L'ANRU nouveau arrive : du PPP dans le logement…

à lire ci-dessous un dossier des Échos sur le projet de loi pour la politique de la ville

 Le « nouveau programme national de renouvellement urbain » prendra la suite du Programme national de rénovation urbaine mis en place en 2003 : même pas de changement dans le sigle…

Virage social pour la politique de la ville


Par Catherine Sabbah | 31/10 | 13 Les Echos

La nouvelle loi sur la politique de la ville modifie la géographie prioritaire des quartiers aidés.
L'Anru pourra intervenir par prise de participation, et non plus uniquement par subvention.

L

Même les députés ont un peu de mal à s'y retrouver. Après la loi Alur, arrive, courant novembre, à l'Assemblée nationale, le projet de loi de programmation pour la ville et à la cohésion urbaine, porté par le ministre François Lamy. Le texte vise à lancer un « nouveau programme national de renouvellement urbain », qui prendra la suite du Programme national de rénovation urbaine mis en place en 2003 par Jean Louis Borloo, alors ministre délégué à la Ville et à la Rénovation urbaine. La subtile différence de vocabulaire permet presque de conserver le même sigle, PNRU, tout en modifiant le texte. Le premier programme de 12,350 milliards d'euros de subventions - dont la moitié a été dépensé - doit permettre à terme de générer quelque 45 milliards d'investissement dans les banlieues. Pour le second, l'Agence nationale de rénovation urbaine (Anru) compte sur 5 milliards d'euros d'argent public (financés par Action Logement, la taxe sur les plus-values immobilières et la Caisse de garantie du logement locatif social), et un effet de levier qui devrait multiplier cette somme par quatre.

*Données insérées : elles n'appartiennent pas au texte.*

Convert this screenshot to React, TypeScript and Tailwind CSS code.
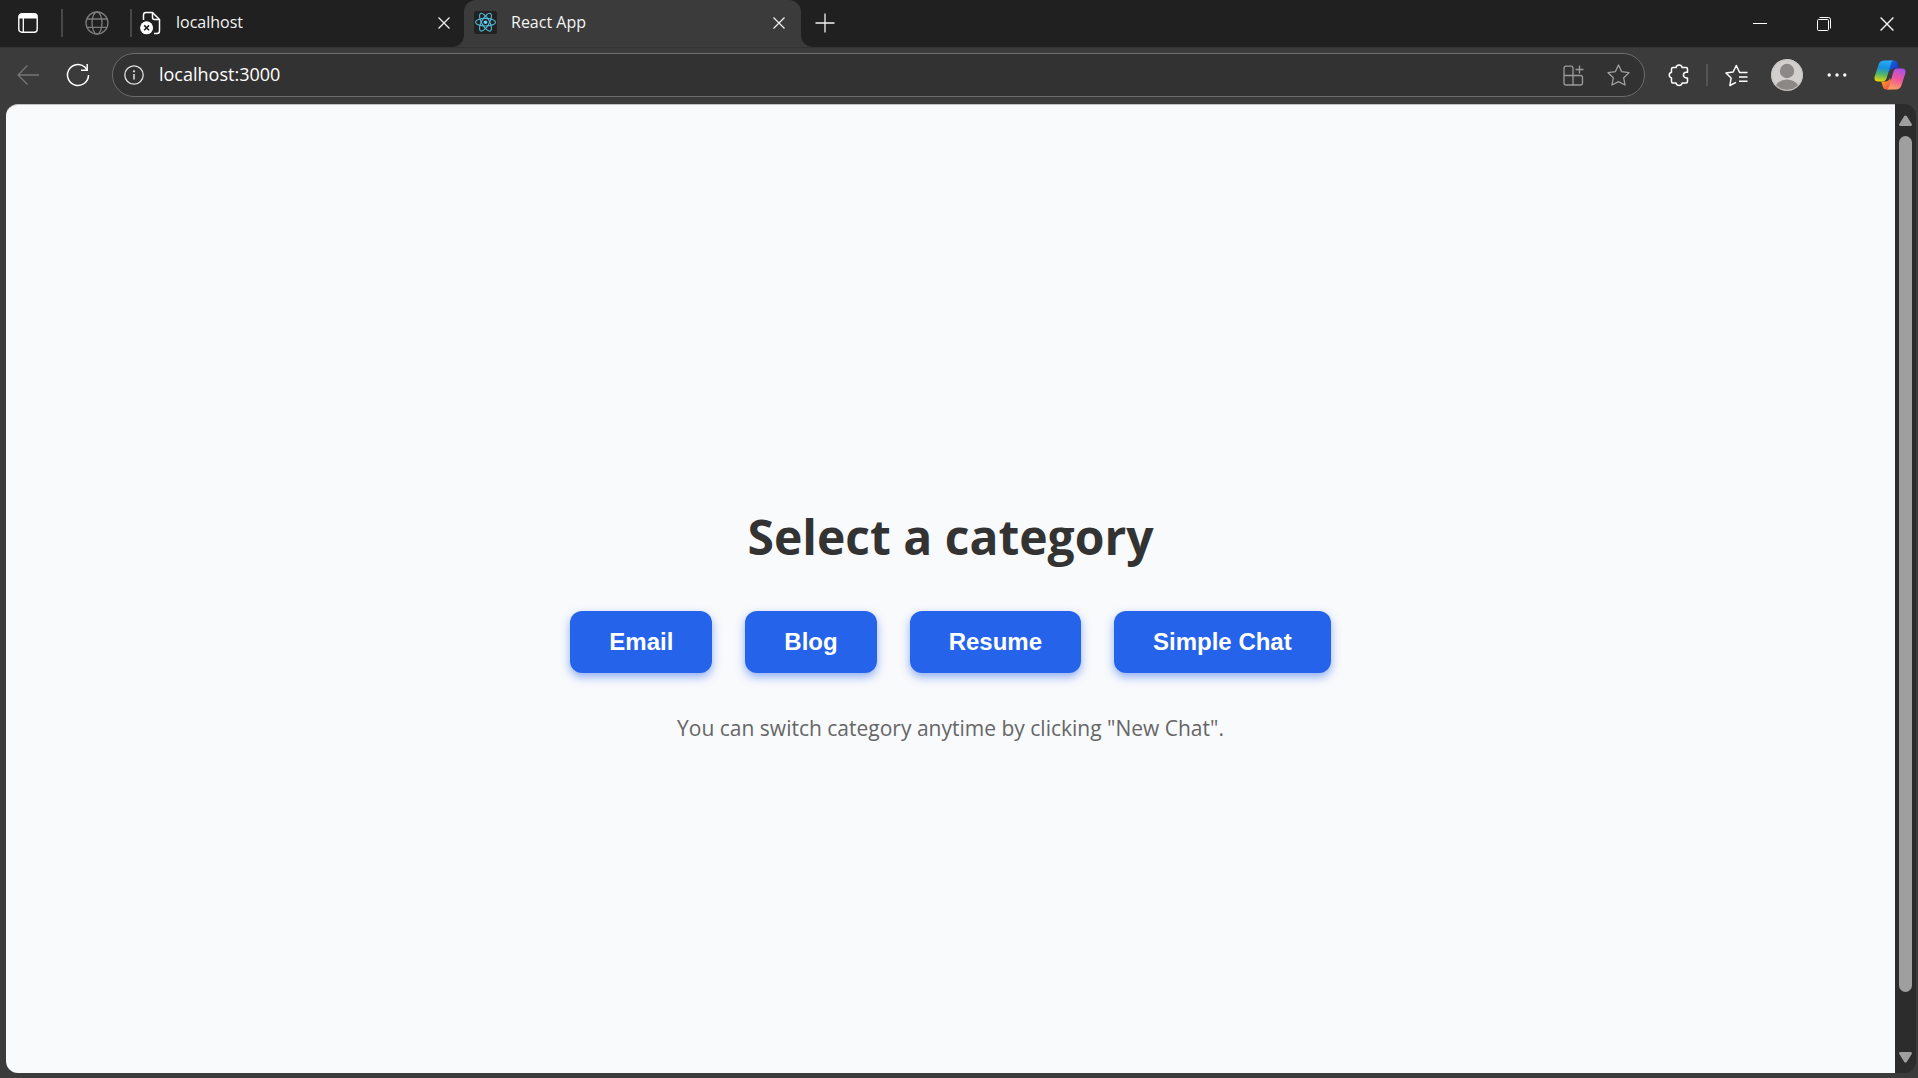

Quoi de neuf dans ce second texte ? « Poser la question, c'est y répondre », observe un expert de la politique de la ville. Le projet de loi reprend dans les mêmes termes les mêmes objectifs que le précédent et les principales différences seront précisées par décret. « Tout devrait être prêt pour juin 2014, après les élections, afin que les élus puissent lancer les opérations dès le début de leur mandat », précise le cabinet de François Lamy. « Le changement est profond, analyse Renaud Epstein, maître de conférences en sciences politiques à l'université de Nantes. Depuis dix-huit mois, les quartiers de la politique de la ville sont présentés comme un potentiel et non plus comme une menace. Autre changement, la fin d'une illusion entretenue depuis des décennies qui consistait à croire que l'on pouvait changer la vie des habitants par la seule transformation urbaine. » « Le nouveau programme intègre aussi à la politique de la ville l'école, la sécurité, la lutte contre la délinquance et d'autres modes d'actions »,confirme Michel Destot, le maire de Grenoble et président de l'Association des maires des grandes villes de France.
Comment, avec moins d'argent public, apporter des remèdes à tous ces maux ? Et répondre aux critiques de la Cour des comptes sur la dispersion et l'inadaptation des moyens ? En évitant le saupoudrage. En recentrant les interventions de l'Anru sur les quartiers qui en ont vraiment besoin. De 490, le nombre de quartiers éligibles aux subsides de l'Anru devrait passer à 230. Ils seront choisis en fonction d'un seul critère : le revenu de leurs habitants, comparé à celui des ménages vivant en coeur d'agglomération. Cette seule donnée risque paradoxalement de concerner, en plus des grands quartiers sociaux, traditionnelles cibles de la politique de la ville, des zones pavillonnaires et des copropriétés dégradées, où il est plus compliqué d'intervenir. Prudent, le ministre a prévu de détailler cette nouvelle géographie prioritaire après les élections municipales.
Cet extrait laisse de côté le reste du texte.